During the race, Presley had affirmed what he said were his pro-life beliefs, though he still voiced his support for some abortion rights. “My faith teaches me to be pro-life, and I support exceptions in our law for rape, incest, and life of the mother,” Presley said during a recent debate with Reeves. “I’m pro-life, and I have been forever.”
Presley had received financial support from at least one notable pro-abortion partisan. Donor filings showed tens of thousands of dollars in support from Karla Jurvetson, the vice chair of the board of directors of Emily’s List, a group that supports pro-abortion politicians around the country. He had also received support from official Democratic channels, including the Democratic Governors Association, which pumped $4 million into his ultimately unsuccessful campaign.
Presley had denied that campaign donations could sway his opinions, stating during the debate that “if somebody donates to my campaign, it doesn’t change my beliefs for one second.”
Elsewhere in the U.S., voters delivered more unequivocal victories for abortion-rights supporters on Tuesday night.
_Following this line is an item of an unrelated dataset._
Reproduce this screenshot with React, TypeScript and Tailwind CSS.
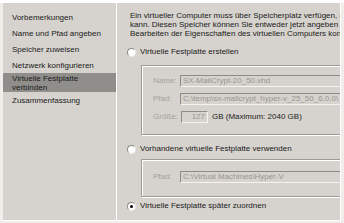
import React from 'react';

const steps = [
  { label: 'Vorbemerkungen', h: 'h-[16px]' },
  { label: 'Name und Pfad angeben', h: 'h-[16px]' },
  { label: 'Speicher zuweisen', h: 'h-[16px]' },
  { label: 'Netzwerk konfigurieren', h: 'h-[15px]' },
];

function Radio({ checked = false }: { checked?: boolean }) {
  return (
    <span className="relative flex h-[9px] w-[9px] shrink-0 items-center justify-center rounded-full border border-[#8a8884] border-b-[#e8e6e2] border-r-[#e8e6e2] bg-white">
      {checked && <span className="h-[3px] w-[3px] rounded-full bg-black" />}
    </span>
  );
}

function Field({ value, className = '' }: { value: string; className?: string }) {
  return (
    <div className={`flex h-[12px] shrink-0 items-center whitespace-nowrap border border-[#8e8c88] border-b-[#f4f3f0] border-r-[#f4f3f0] bg-[#d6d3ce] px-[2px] text-[#97958f] ${className}`}>
      {value}
    </div>
  );
}

export default function App() {
  return (
    <div className="flex h-[223px] w-[344px] flex-col overflow-hidden bg-[#efeeeb] font-['Liberation_Sans',Arial,sans-serif] text-[8px] text-[#1a1a1a]">
      <div className="h-[3px] shrink-0 bg-white" />
      <div className="flex flex-1 pb-[2px] pl-[3px] pr-[3px]">
        <div className="flex w-full border-b border-r border-white bg-[#d6d3ce]">
          {/* wizard steps */}
          <div className="flex w-[113px] shrink-0 flex-col pt-[7px]">
            {steps.map(s => (
              <div key={s.label} className={`flex items-center whitespace-nowrap pl-[9px] ${s.h}`}>
                {s.label}
              </div>
            ))}
            <div className="flex h-[19px] flex-col justify-center bg-[#8f8e8b] pl-[9px] leading-[9px]">
              <span>Virtuelle Festplatte</span>
              <span>verbinden</span>
            </div>
            <div className="flex h-[18px] items-center pl-[9px]">Zusammenfassung</div>
          </div>
          <div className="w-px shrink-0 bg-white" />

          {/* page */}
          <div className="flex min-w-0 flex-1 flex-col overflow-hidden pl-[10px] pt-[8px]">
            <div className="whitespace-nowrap pl-[3px] leading-[9px]">
              <p>Ein virtueller Computer muss über Speicherplatz verfügen, damit ein Betriebssystem installiert werden</p>
              <p>kann. Diesen Speicher können Sie entweder jetzt angeben oder später durch</p>
              <p>Bearbeiten der Eigenschaften des virtuellen Computers konfigurieren.</p>
            </div>

            <label className="mt-[9px] flex h-[10px] items-center gap-[4px] whitespace-nowrap">
              <Radio />
              <span>Virtuelle Festplatte erstellen</span>
            </label>

            <div className="ml-[14px] mt-[8px] flex h-[70px] w-[260px] shrink-0 flex-col gap-[6px] border border-[#9d9b96] pl-[11px] pt-[9px] shadow-[inset_1px_1px_0_#fff,1px_1px_0_#fff]">
              <div className="flex items-center">
                <span className="w-[28px] text-[#a3a19b]">Name:</span>
                <Field value="SX-MailCrypt-20_50.vhd" className="w-[220px]" />
              </div>
              <div className="flex items-center">
                <span className="w-[28px] text-[#a3a19b]">Pfad:</span>
                <Field value="C:\temp\sx-mailcrypt_hyper-v_25_50_6.0.0\" className="w-[220px]" />
              </div>
              <div className="flex items-center whitespace-nowrap">
                <span className="w-[28px] text-[#a3a19b]">Größe:</span>
                <Field value="127" className="w-[27px] justify-end" />
                <span className="ml-[4px]">GB (Maximum: 2040 GB)</span>
              </div>
            </div>

            <label className="mt-[9px] flex h-[10px] items-center gap-[4px] whitespace-nowrap">
              <Radio />
              <span>Vorhandene virtuelle Festplatte verwenden</span>
            </label>

            <div className="ml-[14px] mt-[5px] flex h-[38px] w-[260px] shrink-0 items-start border border-[#9d9b96] pl-[11px] pt-[11px] shadow-[inset_1px_1px_0_#fff,1px_1px_0_#fff]">
              <span className="flex h-[12px] w-[29px] items-center text-[#a3a19b]">Pfad:</span>
              <Field value="C:\Virtual Machines\Hyper-V" className="w-[220px]" />
            </div>

            <label className="mt-[4px] flex h-[10px] items-center gap-[4px] whitespace-nowrap">
              <Radio checked />
              <span>Virtuelle Festplatte später zuordnen</span>
            </label>
          </div>
        </div>
      </div>
    </div>
  );
}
Ohio voters overwhelmingly approved a ballot referendum that adds a new “right” to “reproductive freedom,” including abortion and contraception, to the state constitution, ending a long and contentious fight over the measure there.
And in Virginia, Democrats secured full control of the state Legislature, thwarting Republican Gov. Glenn Youngkin’s efforts to flip the state Senate and enact a 15-week abortion ban throughout the state.